Existe, portanto, uma certa unidade em relação à prosa machadiana, no sentido de que o autor cultiva e trabalha com zelo certas perspectivas desde o início de sua escrita, aperfeiçoando-os cada vez mais em função da exímia análise social e psicológica de certa pequeno-burguesia de seu tempo. Isso porque, no fim, é disso que se trata "Ressurreição": ciúme e desconfiança são apresentados aqui sob uma ótica quase satírica daquelas figuras aburguesadas (o que fica bem explícito quando Machado ironiza o romantismo), como sentimentos que são frutos dessa sociedade.
E se esse romance, seu primeiro, é considerado parte de sua fase "romântica", apenas o é porque o retrato que Machado faz necessita de certo sentimentalismo em relação aos acontecimentos. Assim, há o drama (que não deixa de haver nas obras posteriores, diga-se de passagem), há o sentimento, a paixão, a tristeza etc. Esses elementos coroam o interior da narrativa não numa espécie de recursos literários em função de um retrato romântico, mas sim para compôr o cenário sobre o qual Machado procura a todo tempo ironizar. O final do livro atesta isso: ácido, decadente, como se aqueles personagens não fossem mais do que comprovações de tudo isso. Um final deveras infeliz.

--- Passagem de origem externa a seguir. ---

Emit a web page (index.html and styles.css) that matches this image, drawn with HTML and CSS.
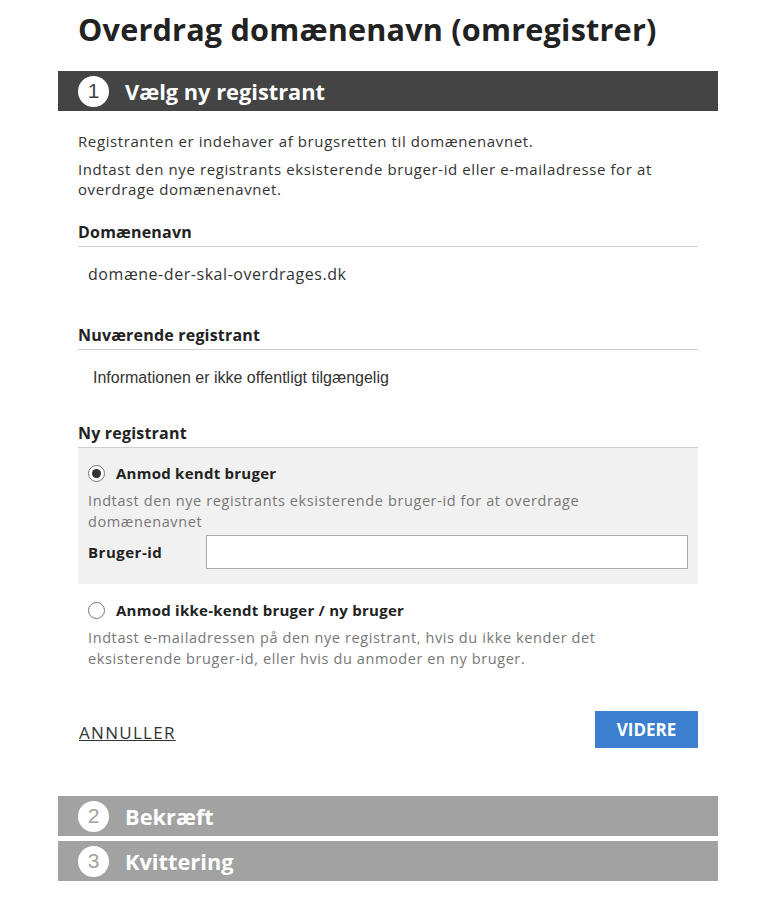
FILE: index.html
```html
<!DOCTYPE html>
<html lang="da">
<head>
<meta charset="utf-8">
<title>Overdrag domænenavn</title>
<link rel="stylesheet" href="styles.css">
</head>
<body>
<div class="page">
  <h1 class="title">Overdrag domænenavn (omregistrer)</h1>

  <section class="step step-active">
    <div class="step-head">
      <span class="step-num">1</span>
      <span class="step-label">Vælg ny registrant</span>
    </div>
    <div class="step-body">
      <p class="intro">Registranten er indehaver af brugsretten til domænenavnet.</p>
      <p class="intro">Indtast den nye registrants eksisterende bruger-id eller e-mailadresse for at overdrage domænenavnet.</p>

      <div class="field field-domain">
        <h2 class="field-title">Domænenavn</h2>
        <div class="field-value">domæne-der-skal-overdrages.dk</div>
      </div>

      <div class="field field-current">
        <h2 class="field-title">Nuværende registrant</h2>
        <div class="field-value field-value-arial">Informationen er ikke offentligt tilgængelig</div>
      </div>

      <div class="field field-new">
        <h2 class="field-title">Ny registrant</h2>
        <div class="option option-selected">
          <label class="option-label">
            <span class="radio radio-on"></span>
            <span>Anmod kendt bruger</span>
          </label>
          <p class="option-help">Indtast den nye registrants eksisterende bruger-id for at overdrage domænenavnet</p>
          <div class="input-row">
            <span class="input-label">Bruger-id</span>
            <input class="text-input" type="text">
          </div>
        </div>
        <div class="option">
          <label class="option-label">
            <span class="radio"></span>
            <span>Anmod ikke-kendt bruger / ny bruger</span>
          </label>
          <p class="option-help">Indtast e-mailadressen på den nye registrant, hvis du ikke kender det eksisterende bruger-id, eller hvis du anmoder en ny bruger.</p>
        </div>
      </div>

      <div class="actions">
        <a class="cancel" href="#">ANNULLER</a>
        <button class="next" type="button">VIDERE</button>
      </div>
    </div>
  </section>

  <section class="step step-inactive">
    <div class="step-head">
      <span class="step-num">2</span>
      <span class="step-label">Bekræft</span>
    </div>
  </section>
  <section class="step step-inactive">
    <div class="step-head">
      <span class="step-num">3</span>
      <span class="step-label">Kvittering</span>
    </div>
  </section>
</div>
</body>
</html>
```

FILE: styles.css
```css
* { box-sizing: border-box; }
html, body { margin: 0; padding: 0; background: #fff; }
body {
  font-family: "Open Sans", "Liberation Sans", sans-serif;
  color: #333;
}
.page {
  width: 660px;
  margin: 0 auto;
  padding-top: 8px;
}
.title {
  margin: 0 0 21px 20px;
  font-size: 30.6px;
  line-height: 42px;
  font-weight: 700;
  color: #222;
  letter-spacing: 0.2px;
}
.step-head {
  display: flex;
  align-items: center;
  height: 40px;
  padding-left: 20px;
  color: #fff;
}
.step-active .step-head { background: #444; }
.step-inactive { margin-top: 5px; }
.step-inactive .step-head { background: #a2a2a2; }
.step-num {
  width: 31px;
  height: 31px;
  border-radius: 50%;
  background: #fff;
  color: #444;
  display: flex;
  align-items: center;
  justify-content: center;
  font-family: "Liberation Sans", sans-serif;
  font-size: 21px;
}
.step-inactive .step-num { color: #a2a2a2; }
.step-label {
  margin-left: 16px;
  font-size: 21.8px;
  font-weight: 700;
}
.step-body {
  padding: 20px 20px 43px 20px;
}
.intro {
  margin: 0 0 8px 0;
  font-size: 15px;
  line-height: 20px;
  letter-spacing: 0.6px;
  color: #333;
}
.field-domain { margin-top: 23px; }
.field-current { margin-top: 41px; }
.field-new { margin-top: 35px; }
.field-title {
  margin: 0;
  padding-bottom: 4px;
  font-size: 16px;
  line-height: 20px;
  font-weight: 700;
  letter-spacing: 0.2px;
  color: #222;
  border-bottom: 1px solid #cfcfcf;
}
.field-value {
  padding: 17px 0 0 10px;
  font-size: 16px;
  line-height: 20px;
  letter-spacing: 0.55px;
  color: #333;
}
.field-value-arial {
  padding: 18px 0 0 15px;
  font-family: "Liberation Sans", Arial, sans-serif;
  font-size: 16px;
  letter-spacing: 0;
}
.option {
  padding: 15px 10px 4px 10px;
}
.option-selected {
  background: #f1f1f1;
  padding-bottom: 15px;
}
.option + .option { padding-top: 16px; }
.option-label {
  display: flex;
  align-items: center;
  font-size: 15px;
  line-height: 20px;
  font-weight: 700;
  letter-spacing: 0.25px;
  color: #222;
}
.radio {
  width: 17px;
  height: 17px;
  border-radius: 50%;
  border: 1px solid #777;
  background: #fff;
  margin-right: 11px;
  display: flex;
  align-items: center;
  justify-content: center;
}
.radio-on::after {
  content: "";
  width: 9px;
  height: 9px;
  border-radius: 50%;
  background: #333;
}
.option-help {
  margin: 8px 0 0 0;
  font-size: 14.5px;
  line-height: 20.5px;
  letter-spacing: 0.6px;
  color: #777;
}
.input-row {
  display: flex;
  align-items: center;
  margin-top: 3px;
}
.input-label {
  width: 118px;
  font-size: 15px;
  font-weight: 700;
  letter-spacing: 0.5px;
  color: #222;
}
.text-input {
  flex: 1;
  height: 34px;
  border: 1px solid #a9a9a9;
  background: #fff;
  margin: 0;
}
.actions {
  display: flex;
  justify-content: space-between;
  align-items: center;
  margin-top: 38px;
}
.cancel {
  margin: 5px 0 0 1px;
  font-size: 17px;
  letter-spacing: 1.3px;
  color: #333;
  text-decoration: underline;
}
.next {
  width: 103px;
  height: 37px;
  border: none;
  background: #3d7fcf;
  color: #fff;
  font-family: "Open Sans", "Liberation Sans", sans-serif;
  font-weight: 700;
  font-size: 17px;
}
```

Enfim, é muito prazeroso perceber como a escrita machadiana já é muito afiada desde seu primeiro romance. Um deleite através da forma que adentra na psicologia de seus personagens e molda os conflitos humanos. Não interessa tanto "o quê", quanto interessa o "como". E esse é o grande trunfo na forma romanesca do autor. Seu narrador nunca identificado que claramente conhece aqueles personagens é apenas mais um ponto (junto do Félix como proto-Bentinho) que fomenta a maneira de narrar. Machado é genial sobretudo porque é um dos maiores narradores da língua portuguesa. Quiçá o maior.